Hello: I have a laptop at home and a Linux server running Oracle Enterprise linux. Both can connect to the internet thru a router. How can I ping the server from the laptop? I want to access some web server page on the server, from the laptop.
To just access a web page, if the linux box is running a server, you can just use the browser that comes with windows (or you can use a good one, like Chrome).
But you may want to log in to the Linux box. I suggest two things. One is that you should run an ssh server on the linux box - start the sshd service however your distribution runs it, if it is not already running.
To access command lines from your windows box (or smartphone) you need an ssh client that runs on Windows. I suggest putty, it is both free and good.
If you want to run X windows on your laptop so that you can run remote windows, tell putty to forward the X port and then use the X that comes with Cygwin. It used to be that X on Windows required an expensive product, now the freebie X server is perfectly good, and running the X protocol under ssh is a good way to secure it.
I will try that.... I was under the impression that samba needed to be installed...
Thanks
Things like Samba or unison are for setting up a shared folder that 2 computers can access. That way you can switch over docs,songs,pictures, or other files ... I don't think it is what you are looking for.
I may not have understood you correctly so if not ignore this next part.
When I want to access the internet on my Nephew's Wii, I have a VNCviewer installed on there (as well as VNC on my laptop) so I can connect to my laptop (With the network IP 189.008.8.6 or whatever it is) and browse, The problem with that being that it is not it's own system, I am viewing the desktop remotely and thus, am essentially just using my laptop. BUT I am doing it from a different location on a different machine. So maybe that is something you might be interested in.
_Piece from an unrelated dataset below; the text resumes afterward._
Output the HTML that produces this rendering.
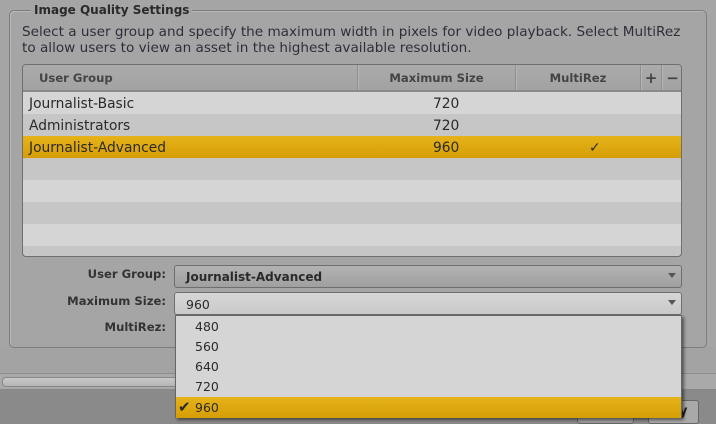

Assuming you want to access it locally and not via the web:
First step would be to simply enter the IP address of the server in the url bar fo the browser (e.g. http://172.18.32.55 where 172.18.32.55 is the local address of the server).
1)
Does it work? If yes, you might want to access it by name. Simplest way is probably by locating and editing the hosts file on the laptop and adding an entry there.
Code:
172.18.32.55 mylocalwebpage # source server
Next you can try to access by using http://mylocalwebpage in the browser. You can find the file in c:\windows\system32\drivers\etc (for 64 bit windows it might be a different path).
2)
If it does not work, you need to start the normal networking fault finding? Can you ping it (as suggested)?